There is potentially a sliding scale for this consolidation: at an extreme end, moving towards a common strategy, which – in accordance with the idea of ‘collective outcomes’ – would articulate a common set of goals at the regional or country levels. This was proposed by the Swedish National Audit Office’s evaluation, which suggested that a barrier to cooperation was the fact that although there is a common high-level strategic focus on the importance of the nexus, there is no articulation of common goals at an operationally strategic level. This idea has not yet generated widespread support, primarily because of the principled separation of humanitarian assistance, though it may also reflect the fact that outside Sweden, the experience of articulating collective outcomes in the New Way of Working is proving so problematic.[27] This does not, however, have to rule out articulating common goals or long-term results for Swedish ODA, to which humanitarian, development and peace interventions can contribute. The centrality of the concepts of resilience[28] and leaving no one behind provide a useful frame for these.

At the other end of the scale, staff and evaluations agreed that there was a need to make better practical sense of what is already there. While there is strong policy steer on the nexus from the top, and many examples of good practice on the ground, there appears to be a ‘missing middle’ of clear practical guidelines. The absence of such a description of what working at the nexus entails evidently creates confusion and devaluation. This is far from unique to Sweden – it is at the heart of many challenges to nexus work.

This is actively recognised and at the time of writing, it was on the radar of the newly formed Sida nexus working group. The MFA had recently developed an internal note and staff there recognise that there is now a need for a clear steer from the government on how to operationalise the nexus: they are drafting a guiding document and looking into what government guidance would be required to support this and to help overcome any tensions between the three parts of the nexus.

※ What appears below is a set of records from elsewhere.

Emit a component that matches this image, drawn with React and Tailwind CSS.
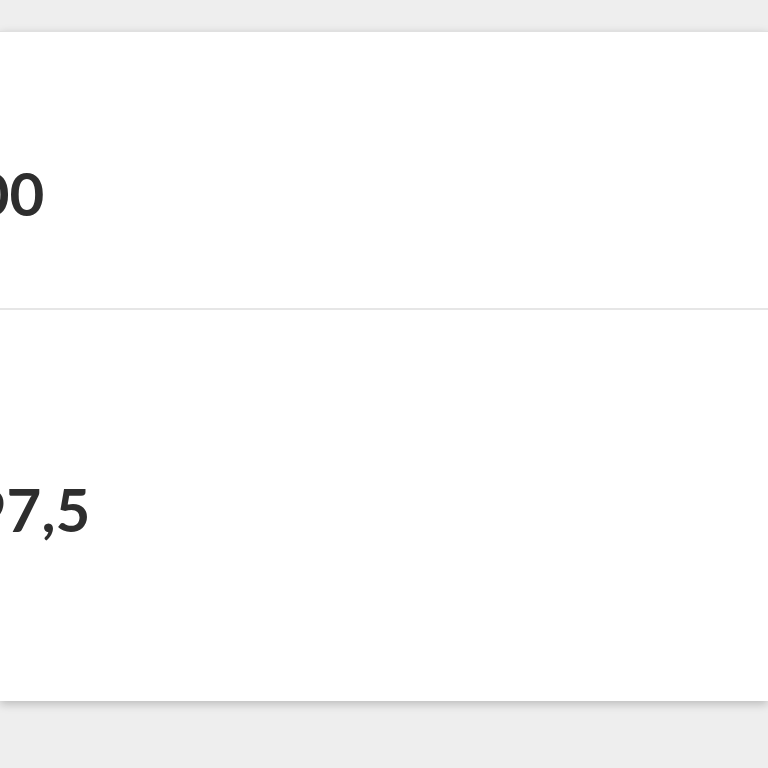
export default function App() {
  const rows = [
    { value: "200", h: "h-[278px]", pt: "pt-[131px]", ml: "-ml-[60px]" },
    { value: "197,5", h: "h-[391px]", pt: "pt-[169px]", ml: "-ml-[63px]" },
  ];

  return (
    <div className="min-h-[768px] w-full bg-[#eeeeee] pt-[31px] overflow-hidden" style={{ fontFamily: "Lato, 'Open Sans', sans-serif" }}>
      <div className="bg-white shadow-[0_3px_9px_rgba(0,0,0,0.22)] border-t border-[#e0e0e0]">
        {rows.map((row, i) => (
          <div
            key={row.value}
            className={`${row.h} ${row.pt} ${i === 0 ? "border-b-2 border-[#e6e6e6]" : ""}`}
          >
            <div className={`${row.ml} text-[60px] leading-[60px] font-bold text-[#2e2e2e] whitespace-nowrap`}>
              {row.value}
            </div>
          </div>
        ))}
      </div>
    </div>
  );
}
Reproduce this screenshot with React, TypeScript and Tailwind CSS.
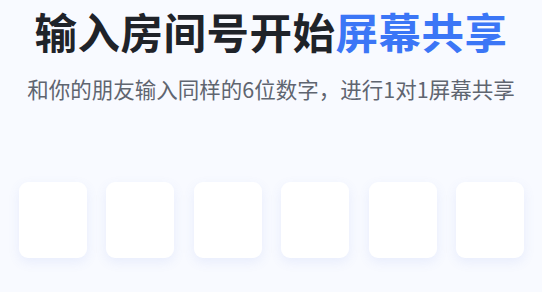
const BOXES = [0, 1, 2, 3, 4, 5];

export default function App() {
  return (
    <div
      className="w-[542px] h-[292px] bg-[#f8faff] flex flex-col items-center overflow-hidden"
      style={{ fontFamily: '"Noto Sans CJK SC", "Noto Sans", sans-serif' }}
    >
      <h1 className="mt-[3px] text-[42.5px] leading-[56px] font-bold text-[#1f2329] tracking-[0.5px]">
        输入房间号开始<span className="text-[#3b76f6]">屏幕共享</span>
      </h1>
      <p className="mt-[15px] text-[21.5px] leading-[30px] text-[#5f6570]">
        和你的朋友输入同样的6位数字，进行1对1屏幕共享
      </p>
      <div className="mt-[78px] flex gap-[19.6px] pl-[1px]">
        {BOXES.map((i) => (
          <div
            key={i}
            className="w-[68px] h-[76px] rounded-[9px] bg-white shadow-[0_4px_12px_rgba(90,120,230,0.10)]"
          />
        ))}
      </div>
    </div>
  );
}
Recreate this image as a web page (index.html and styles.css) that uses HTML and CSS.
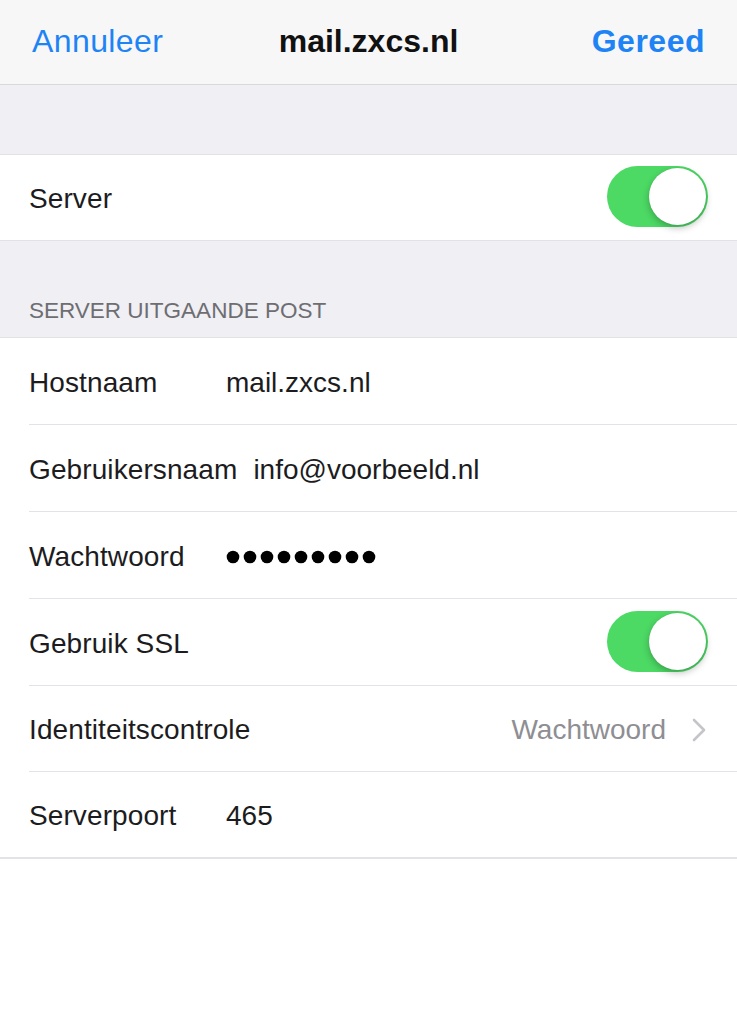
FILE: index.html
```html
<!DOCTYPE html>
<html lang="nl">
<head>
<meta charset="utf-8">
<title>mail.zxcs.nl</title>
<link rel="stylesheet" href="styles.css">
</head>
<body>
<header class="navbar">
  <span class="nav-btn nav-left">Annuleer</span>
  <span class="nav-title">mail.zxcs.nl</span>
  <span class="nav-btn nav-right">Gereed</span>
</header>

<div class="spacer"></div>

<section class="group">
  <div class="row row-short">
    <span class="label">Server</span>
    <span class="fill"></span>
    <span class="switch"><span class="knob"></span></span>
  </div>
</section>

<div class="section-header">SERVER UITGAANDE POST</div>

<section class="group group-bottom">
  <div class="row">
    <span class="label">Hostnaam</span>
    <span class="value">mail.zxcs.nl</span>
  </div>
  <div class="row">
    <span class="label">Gebruikersnaam</span>
    <span class="value">info@voorbeeld.nl</span>
  </div>
  <div class="row">
    <span class="label">Wachtwoord</span>
    <span class="value">
      <svg class="dots" width="152" height="14" viewBox="0 0 152 14" aria-label="wachtwoord">
        <circle cx="7" cy="7" r="6.3"/><circle cx="24" cy="7" r="6.3"/><circle cx="41" cy="7" r="6.3"/>
        <circle cx="58" cy="7" r="6.3"/><circle cx="75" cy="7" r="6.3"/><circle cx="92" cy="7" r="6.3"/>
        <circle cx="109" cy="7" r="6.3"/><circle cx="126" cy="7" r="6.3"/><circle cx="143" cy="7" r="6.3"/>
      </svg>
    </span>
  </div>
  <div class="row">
    <span class="label">Gebruik SSL</span>
    <span class="fill"></span>
    <span class="switch"><span class="knob"></span></span>
  </div>
  <div class="row row-mid">
    <span class="label">Identiteitscontrole</span>
    <span class="fill"></span>
    <span class="detail">Wachtwoord</span>
    <svg class="chevron" width="15" height="24" viewBox="0 0 15 24">
      <polyline points="2,2 12,12 2,22" fill="none" stroke="#c4c4c9" stroke-width="2.6" stroke-linecap="round" stroke-linejoin="round"/>
    </svg>
  </div>
  <div class="row">
    <span class="label">Serverpoort</span>
    <span class="value">465</span>
  </div>
</section>
</body>
</html>
```

FILE: styles.css
```css
* { box-sizing: border-box; }

html, body {
  margin: 0;
  padding: 0;
  background: #ffffff;
  font-family: "Liberation Sans", Arial, sans-serif;
  color: #1c1c1e;
}

.navbar {
  height: 85px;
  background: #f7f7f8;
  border-bottom: 1px solid #d8d8dc;
  display: grid;
  grid-template-columns: 1fr auto 1fr;
  align-items: center;
  padding: 0 32px 2px 32px;
  font-size: 32px;
}

.nav-btn { color: #1e84f5; }
.nav-left { justify-self: start; letter-spacing: 0.4px; }
.nav-right { justify-self: end; font-weight: bold; letter-spacing: 0.5px; }
.nav-title { font-weight: bold; color: #111; }

.spacer {
  height: 69px;
  background: #efeff4;
}

.group {
  background: #fff;
  border-top: 1px solid #e2e2e6;
  border-bottom: 1px solid #e2e2e6;
}

.group-bottom {
  border-bottom: 2px solid #e2e2e7;
}

.row {
  height: 87px;
  margin-left: 29px;
  padding-right: 29px;
  padding-top: 3px;
  display: flex;
  align-items: center;
  gap: 16px;
  font-size: 28px;
  border-bottom: 1px solid #e3e3e7;
}

.row-mid { height: 86px; }
.row:last-child { border-bottom: none; height: 85px; }
.row-short { height: 84px; }

.label {
  min-width: 181px;
  white-space: nowrap;
  letter-spacing: 0.1px;
}

.value { white-space: nowrap; display: flex; align-items: center; }

.dots { fill: #000; display: block; margin-top: 0; }

.fill { flex: 1; }

.detail { color: #8e8e93; }

.chevron { margin-left: 10px; margin-right: 1px; display: block; }

.switch {
  width: 101px;
  height: 61px;
  border-radius: 31px;
  background: #4cd964;
  display: flex;
  align-items: center;
  justify-content: flex-end;
  padding: 2px;
  margin-top: -5px;
}

.knob {
  width: 57px;
  height: 57px;
  border-radius: 50%;
  background: #fff;
  box-shadow: 0 3px 7px rgba(0, 0, 0, 0.25), 0 0 1px rgba(0, 0, 0, 0.15);
}

.section-header {
  height: 96px;
  background: #efeff4;
  color: #6d6d72;
  font-size: 22.5px;
  padding: 0 29px 13px 29px;
  display: flex;
  align-items: flex-end;
}
```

As they and the new Sida nexus working group develop their briefing notes, it will be important to ensure that these are written and communicated in a way that clearly helps staff to navigate the ‘forest’, rather than adding more trees.

A suite of operational guidance, internal briefings and toolboxes already exists on a range of topics, from a Toolbox on Peace to briefings on multidimensional poverty and resilience, and a compendium of humanitarian operational guidelines. These could be consolidated to support practical application and learning, helping staff to know when and how to apply the many different approaches to which Sida is committed and how these fit together. They could give substance to the menu of options for collaboration, complementarity and coherence implicit in the DAC recommendation and the types of approaches that might be considered in different crisis types, stages and political contexts.

Building common understanding is part of clarifying guidance. Working at the nexus demands a common language – a shared understanding of terms that are either not commonly used by all or are understood differently – including ‘risk’, ‘vulnerability’, ‘resilience’ and ‘most left behind’. Sida’s experience of piloting resilience systems analysis showed the problems that confusion over basic terms can create.[29] Overcoming this takes more than defining vocabulary – it involves dialogue regarding the fundamental concepts of the function of Sweden’s ODA.[30] The points of departure of the three parts of the nexus are necessarily different. ‘Humanitarian’ can broadly be characterised as saving lives; ‘peace’ as stability and security; and ‘development’ as opportunities for people living in poverty. These clear differences bring the benefits of clear mandates and divisions of labour,[31] but they can also bring quite different mindsets and working assumptions about the purpose of ODA, which need to be openly discussed from the outset. The Sida nexus working group will be an important test ground for these. Some of these fundamental mindset questions are around reconciling an economic growth model of development with a risk-informed model that focuses on those most affected by poverty and those most vulnerable, and others around the parameters of how ODA can contribute to peacebuilding.

Suggestions for Sweden as a donor

To fill the ‘missing middle’ of practical guidance, Sweden now needs to:

  • Translate top-line commitments into a clear, practical and well-communicated communiqué which explains – for both internal and external audiences – Sweden’s role in and vision and avenues for implementing the triple nexus.
  • Work collaboratively between ministries and departments to clarify basic terms and definitions of what the nexus means for Sweden. The process and the final outputs would support a common understanding among staff of the overlap with and distinguishing features of resilience and articulate Sweden’s position on aspects including collective outcomes.
  • Consolidate and develop a suite of operational guidance on putting the nexus into practice, including tools and briefing modules to support country and thematic teams at each stage of the strategy and programme cycle. This should build on and consolidate existing tools and guidance on resilience and on each of the three ‘legs’ of the triple nexus.


  • 3
    This stems from a 2015 government directive in which an integrated conflict perspective was introduced along with gender, environment/climate, poverty and democracy/human rights as factors that should be integrated and used as the departure point for all of Sida’s work.